History
The World Bank and International Monetary Fund were designed by delegates at the Bretton Woods conference in 1944 and the World Bank, then consisting of only the International Bank for Reconstruction and Development, became operational in 1946. Robert L. Garner joined the World Bank in 1947 as a senior executive and expressed his view that private business could play an important role in international development. In 1950, Garner and his colleagues proposed establishing a new institution for the purpose of making private investments in the developing countries served by the Bank. The U.S. government encouraged the idea of an international corporation working in tandem with the World Bank to invest in private enterprises without accepting guarantees from governments, without managing those enterprises, and by collaborating with third party investors. When describing the IFC in 1955, World Bank President Eugene R. Black said that the IFC would only invest in private firms, rather than make loans to governments, and it would not manage the projects in which it invests. In 1956 the International Finance Corporation became operational under the leadership of Garner. It initially had 12 staff members and $100 million ($844.9 million in 2012 dollars) in capital. The corporation made its inaugural investment in 1957 by making a $2 million ($16.4 million in 2012 dollars) loan to a Brazil-based affiliate of Siemens & Halske (now Siemens AG).
In 1965, the corporation channeled $600,000 ($4.4 million in 2012 dollars) in capital from Deutsche Bank and other investors to Champion Cellulose, marking the launch of the IFC's Syndicated Loan Program. In the early 1970s, the IFC setup its own Capital Markets Department to bolster the stock markets, banks, and other financial intermediaries in developing nations and also offered its first advisory services to Indonesia. Afterward, the corporation formalized its advisory services. In the years that followed up until 1977, the IFC decentralized its operations by establishing field offices in its member states. As of 2008, only half of its staff operate from its Washington, D.C. headquarters.

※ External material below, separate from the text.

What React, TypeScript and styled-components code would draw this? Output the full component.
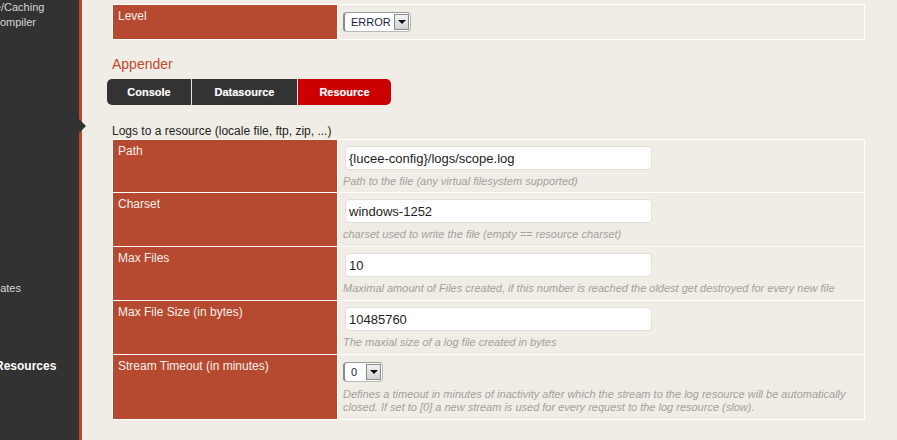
import React from "react";
import styled, { createGlobalStyle } from "styled-components";

const Global = createGlobalStyle`
  html, body { margin: 0; padding: 0; }
  body {
    width: 897px;
    height: 440px;
    overflow: hidden;
    background: #f0ede6;
    font-family: "Liberation Sans", Arial, sans-serif;
  }
  #root { height: 440px; }
`;

const ORANGE = "#b54a30";

const Page = styled.div`
  display: flex;
  height: 440px;
  position: relative;
`;

const Sidebar = styled.nav`
  width: 79px;
  flex: none;
  background: #323232;
  border-right: 3px solid ${ORANGE};
  overflow: hidden;
  display: flex;
  flex-direction: column;
`;

const MenuItem = styled.div<{ $top: number; $shift: number; $bold?: boolean }>`
  margin-top: ${(p) => p.$top}px;
  text-indent: ${(p) => p.$shift}px;
  white-space: nowrap;
  font-size: ${(p) => (p.$bold ? 12 : 11)}px;
  line-height: 15px;
  font-weight: ${(p) => (p.$bold ? 700 : 400)};
  color: ${(p) => (p.$bold ? "#ffffff" : "#d6d6d6")};
`;

const Pointer = styled.div`
  position: absolute;
  left: 79px;
  top: 119px;
  width: 0;
  height: 0;
  border-left: 7px solid #323232;
  border-top: 7.5px solid transparent;
  border-bottom: 7.5px solid transparent;
`;

const Content = styled.main`
  flex: 1;
  padding: 4px 32px 0 30px;
  display: flex;
  flex-direction: column;
`;

const FormTable = styled.div`
  display: grid;
  grid-template-columns: 224px 1fr;
  gap: 1px;
  padding: 1px;
  background: #ffffff;
  width: 751px;
`;

const Label = styled.div`
  background: ${ORANGE};
  color: #f6eeea;
  font-size: 12px;
  line-height: 14px;
  padding: 4px 5px;
`;

const Value = styled.div<{ $h: number }>`
  background: #f0ede6;
  height: ${(p) => p.$h}px;
  box-sizing: border-box;
  padding: 6px 5px 0 5px;
  display: flex;
  flex-direction: column;
  align-items: flex-start;
`;

const TextInput = styled.input`
  width: 307px;
  height: 24px;
  box-sizing: border-box;
  margin: 0 0 0 2px;
  border: 1px solid #e2ded8;
  border-radius: 4px;
  background: #ffffff;
  padding: 0 3px;
  font-family: "Liberation Sans", Arial, sans-serif;
  font-size: 13px;
  color: #1e1e1e;
  outline: none;
`;

const Help = styled.div<{ $mt: number }>`
  margin-top: ${(p) => p.$mt}px;
  font-size: 11px;
  line-height: 13px;
  font-style: italic;
  color: #a3a09b;
`;

const SelectBox = styled.div<{ $w: number }>`
  width: ${(p) => p.$w}px;
  height: 20px;
  box-sizing: border-box;
  display: flex;
  align-items: center;
  justify-content: space-between;
  background: #ffffff;
  border: 1px solid #b8b8b8;
  border-left: 2px solid #8a8a8a;
  border-top-color: #9a9a9a;
  border-radius: 4px;
  padding: 0 1px 0 6px;
  font-size: 11px;
  color: #1c1c48;
`;

const SelectArrow = styled.div`
  width: 15px;
  height: 16px;
  box-sizing: border-box;
  border: 1px solid #8c8c8c;
  background: linear-gradient(#f2f2f2, #d2d2d2);
  display: flex;
  align-items: center;
  justify-content: center;
  &::after {
    content: "";
    border-top: 4px solid #111;
    border-left: 4px solid transparent;
    border-right: 4px solid transparent;
  }
`;

const Heading = styled.h2`
  margin: 16px 0 0 0;
  font-size: 14px;
  line-height: 16px;
  font-weight: 400;
  color: #bf4a2e;
`;

const Tabs = styled.div`
  display: flex;
  margin: 7px 0 0 -5px;
  height: 26px;
`;

const Tab = styled.div<{ $w: number; $active?: boolean; $first?: boolean; $last?: boolean }>`
  width: ${(p) => p.$w}px;
  height: 26px;
  box-sizing: border-box;
  display: flex;
  align-items: center;
  justify-content: center;
  background: ${(p) => (p.$active ? "#cc0000" : "#333333")};
  color: #ffffff;
  font-size: 11px;
  font-weight: 700;
  text-shadow: 0 0 1px rgba(255, 255, 255, 0.4);
  border-right: ${(p) => (p.$last ? "none" : "1px solid #e8e4de")};
  border-radius: ${(p) => (p.$first ? "5px 0 0 5px" : p.$last ? "0 5px 5px 0" : "0")};
`;

const Intro = styled.div`
  margin-top: 19px;
  font-size: 12px;
  line-height: 14px;
  color: #222222;
  margin-bottom: 1px;
`;

type Field = {
  label: string;
  h: number;
  kind: "input" | "select";
  value: string;
  help: string;
};

const fields: Field[] = [
  {
    label: "Path",
    h: 52,
    kind: "input",
    value: "{lucee-config}/logs/scope.log",
    help: "Path to the file (any virtual filesystem supported)",
  },
  {
    label: "Charset",
    h: 53,
    kind: "input",
    value: "windows-1252",
    help: "charset used to write the file (empty == resource charset)",
  },
  {
    label: "Max Files",
    h: 53,
    kind: "input",
    value: "10",
    help: "Maximal amount of Files created, if this number is reached the oldest get destroyed for every new file",
  },
  {
    label: "Max File Size (in bytes)",
    h: 53,
    kind: "input",
    value: "10485760",
    help: "The maxial size of a log file created in bytes",
  },
  {
    label: "Stream Timeout (in minutes)",
    h: 64,
    kind: "select",
    value: "0",
    help: "Defines a timeout in minutes of inactivity after which the stream to the log resource will be automatically closed. If set to [0] a new stream is used for every request to the log resource (slow).",
  },
];

export default function App() {
  return (
    <>
      <Global />
      <Page>
        <Sidebar>
          <MenuItem $top={0} $shift={-62}>Performance/Caching</MenuItem>
          <MenuItem $top={0} $shift={-8}>Compiler</MenuItem>
          <MenuItem $top={251} $shift={-20}>Updates</MenuItem>
          <MenuItem $top={63} $shift={-5} $bold>Resources</MenuItem>
        </Sidebar>
        <Pointer />
        <Content>
          <FormTable>
            <Label>Level</Label>
            <Value $h={34} style={{ paddingTop: 7 }}>
              <SelectBox $w={68}>
                <span>ERROR</span>
                <SelectArrow />
              </SelectBox>
            </Value>
          </FormTable>
          <Heading>Appender</Heading>
          <Tabs>
            <Tab $w={85} $first>Console</Tab>
            <Tab $w={106}>Datasource</Tab>
            <Tab $w={93} $active $last>Resource</Tab>
          </Tabs>
          <Intro>Logs to a resource (locale file, ftp, zip, ...)</Intro>
          <FormTable>
            {fields.map((f) => (
              <React.Fragment key={f.label}>
                <Label>{f.label}</Label>
                <Value $h={f.h}>
                  {f.kind === "input" ? (
                    <TextInput defaultValue={f.value} readOnly />
                  ) : (
                    <SelectBox $w={40} style={{ marginTop: 1 }}>
                      <span>{f.value}</span>
                      <SelectArrow />
                    </SelectBox>
                  )}
                  <Help $mt={f.kind === "input" ? 5 : 6}>{f.help}</Help>
                </Value>
              </React.Fragment>
            ))}
          </FormTable>
        </Content>
      </Page>
    </>
  );
}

In 1984, the IFC became finanicially autonomous and was authorized to issue its own bond instruments across international capital markets, thereby ending its reliance on World Bank financial support. The corporation's shareholders approved a capital increase of $1.2 billion ($2.7 billion in 2012 dollars) in order to expand its work in private development. The IFC increasingly invested in private energy from 1966 to 1994, financing 34 projects in the electric power sector worth approximately $7.4 billion USD ($11.5 billion in 2012 dollars). It financed 88 infrastructure projects across 26 member states at a total cost of $15 billion USD ($23.2 billion in 2012 dollars). It had invested in one energy project in 1966 and another in 1981, but in the six years between 1988 and 1994 it invested in a bulk of 32 energy projects.
The IFC adopted its Environmental and Social Standards in 1998 with the intent of prioritizing sustainability in its investment activities. In 2001, the corporation began attempting to implement such concerns into its investments. Critics have questioned the sustainability of some projects funded by the corporation. The IFC approved a $90 million loan in 2007 for the upgrading of a slaughterhouse facility in the Amazon region owned by Brazil's biggest beef producer Bertin, despite opposition from local NGOs, the Sierra Club, and the advisement against by the Bank's Independent Evaluation Group. Six months later in June of 2008, the IFC and World Bank ultimately backed out of the investment project and expressed dissatisfaction regarding Bertin's ability to meet its sustainability standards. In 2009, an internal audit by the Office of the Compliance Advisor Ombudsman determined that the IFC ignored its Environmental and Social Standards by approving $200 million worth of loan guarantees to fund the production of palm oil in Indonesia, a country faced with significant environmental risks to its rainforests. In 2010, the Office of the Compliance Advisor Ombudsman channeled a complaint by a collection of NGOs filed against the IFC for its equity and loan investments in an aluminum smelting operation in Mozambique which the NGOs allege could expose local inhabitants to harmful emissions.
The IFC is evaluated annually by the Bank's Independent Evaluation Group. In 2011, the group published an evaluation report titled "Assessing the IFC's Poverty Focus and Results" in which it noted that although the IFC's projects that emphasized inclusive growth patterns performed well and that poverty reduction was an implicit outcome, the IFC neglected to articulate and detail the impacts on poverty of the projects which target economic growth specifically. This circumstance made it difficult for the evaluation group to identify specific opportunities for the poor. The group ultimately recommended that the IFC adopt a more strategic approach to poverty reduction by better defining poverty reduction impacts and poverty itself, and that the IFC establish a framework for greater outside consultation on its understanding, measurement, and reporting on poverty reduction efforts.